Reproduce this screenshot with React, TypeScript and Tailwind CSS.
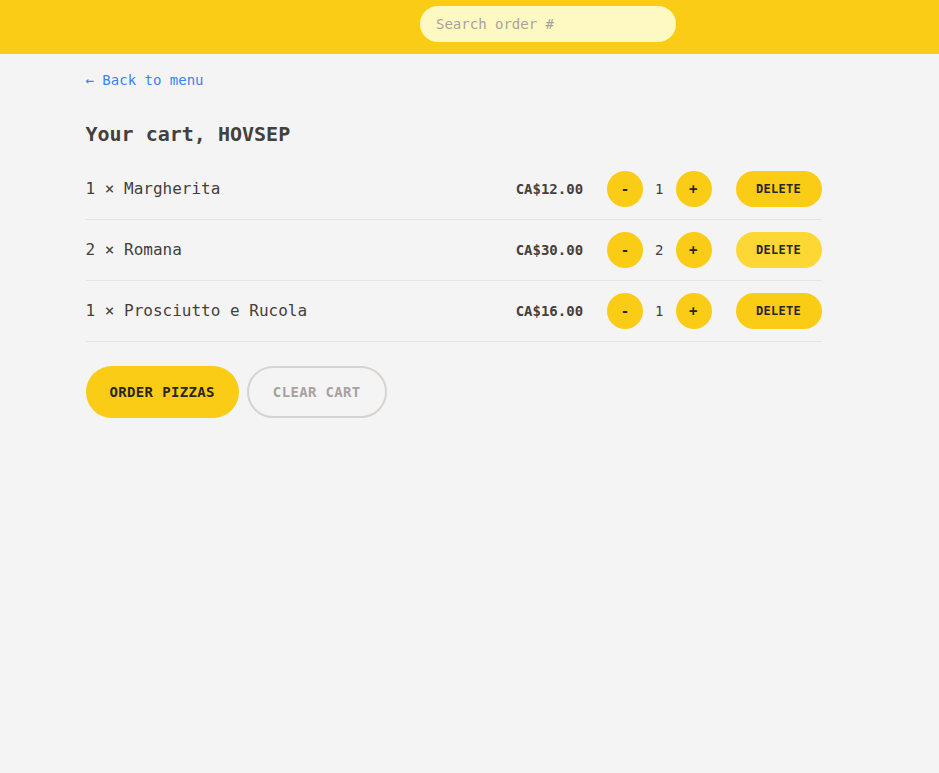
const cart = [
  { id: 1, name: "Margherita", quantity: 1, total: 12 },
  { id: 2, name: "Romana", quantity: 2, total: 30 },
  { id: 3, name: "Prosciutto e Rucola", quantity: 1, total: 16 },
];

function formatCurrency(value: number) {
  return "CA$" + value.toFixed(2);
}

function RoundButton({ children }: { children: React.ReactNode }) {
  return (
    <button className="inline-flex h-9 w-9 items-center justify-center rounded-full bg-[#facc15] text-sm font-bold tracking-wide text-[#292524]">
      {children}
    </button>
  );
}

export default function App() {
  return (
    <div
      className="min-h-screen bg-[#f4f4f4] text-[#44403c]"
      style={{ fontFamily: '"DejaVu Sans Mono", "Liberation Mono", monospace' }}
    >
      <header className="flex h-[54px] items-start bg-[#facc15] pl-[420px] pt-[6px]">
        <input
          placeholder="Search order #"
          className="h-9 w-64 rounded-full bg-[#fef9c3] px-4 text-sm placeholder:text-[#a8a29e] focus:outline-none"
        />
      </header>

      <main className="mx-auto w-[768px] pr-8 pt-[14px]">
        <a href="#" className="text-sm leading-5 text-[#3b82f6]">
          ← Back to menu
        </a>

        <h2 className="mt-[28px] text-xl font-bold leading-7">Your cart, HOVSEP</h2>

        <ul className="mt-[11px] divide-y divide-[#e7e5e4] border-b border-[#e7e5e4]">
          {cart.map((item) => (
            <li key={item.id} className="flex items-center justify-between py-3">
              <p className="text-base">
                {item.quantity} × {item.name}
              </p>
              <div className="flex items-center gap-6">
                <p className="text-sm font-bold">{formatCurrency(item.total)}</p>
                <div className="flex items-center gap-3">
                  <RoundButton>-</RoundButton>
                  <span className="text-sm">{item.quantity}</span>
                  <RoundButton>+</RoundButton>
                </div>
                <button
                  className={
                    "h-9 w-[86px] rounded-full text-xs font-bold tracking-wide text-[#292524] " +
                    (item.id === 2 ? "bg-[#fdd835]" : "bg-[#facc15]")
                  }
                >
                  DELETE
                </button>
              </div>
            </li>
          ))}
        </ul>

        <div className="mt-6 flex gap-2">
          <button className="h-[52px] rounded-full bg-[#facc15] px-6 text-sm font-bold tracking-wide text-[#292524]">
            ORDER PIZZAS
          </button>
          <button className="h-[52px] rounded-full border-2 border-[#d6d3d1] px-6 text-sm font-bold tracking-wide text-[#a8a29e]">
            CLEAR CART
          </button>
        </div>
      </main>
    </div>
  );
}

++++

▶ _SET TASK_: Reproduce the data word for word, excluding its pictures.

▶ _EXPECTED ANSWER_:
Reproduce this screenshot with React, TypeScript and Tailwind CSS.
const cart = [
  { id: 1, name: "Margherita", quantity: 1, total: 12 },
  { id: 2, name: "Romana", quantity: 2, total: 30 },
  { id: 3, name: "Prosciutto e Rucola", quantity: 1, total: 16 },
];

function formatCurrency(value: number) {
  return "CA$" + value.toFixed(2);
}

function RoundButton({ children }: { children: React.ReactNode }) {
  return (
    <button className="inline-flex h-9 w-9 items-center justify-center rounded-full bg-[#facc15] text-sm font-bold tracking-wide text-[#292524]">
      {children}
    </button>
  );
}

export default function App() {
  return (
    <div
      className="min-h-screen bg-[#f4f4f4] text-[#44403c]"
      style={{ fontFamily: '"DejaVu Sans Mono", "Liberation Mono", monospace' }}
    >
      <header className="flex h-[54px] items-start bg-[#facc15] pl-[420px] pt-[6px]">
        <input
          placeholder="Search order #"
          className="h-9 w-64 rounded-full bg-[#fef9c3] px-4 text-sm placeholder:text-[#a8a29e] focus:outline-none"
        />
      </header>

      <main className="mx-auto w-[768px] pr-8 pt-[14px]">
        <a href="#" className="text-sm leading-5 text-[#3b82f6]">
          ← Back to menu
        </a>

        <h2 className="mt-[28px] text-xl font-bold leading-7">Your cart, HOVSEP</h2>

        <ul className="mt-[11px] divide-y divide-[#e7e5e4] border-b border-[#e7e5e4]">
          {cart.map((item) => (
            <li key={item.id} className="flex items-center justify-between py-3">
              <p className="text-base">
                {item.quantity} × {item.name}
              </p>
              <div className="flex items-center gap-6">
                <p className="text-sm font-bold">{formatCurrency(item.total)}</p>
                <div className="flex items-center gap-3">
                  <RoundButton>-</RoundButton>
                  <span className="text-sm">{item.quantity}</span>
                  <RoundButton>+</RoundButton>
                </div>
                <button
                  className={
                    "h-9 w-[86px] rounded-full text-xs font-bold tracking-wide text-[#292524] " +
                    (item.id === 2 ? "bg-[#fdd835]" : "bg-[#facc15]")
                  }
                >
                  DELETE
                </button>
              </div>
            </li>
          ))}
        </ul>

        <div className="mt-6 flex gap-2">
          <button className="h-[52px] rounded-full bg-[#facc15] px-6 text-sm font-bold tracking-wide text-[#292524]">
            ORDER PIZZAS
          </button>
          <button className="h-[52px] rounded-full border-2 border-[#d6d3d1] px-6 text-sm font-bold tracking-wide text-[#a8a29e]">
            CLEAR CART
          </button>
        </div>
      </main>
    </div>
  );
}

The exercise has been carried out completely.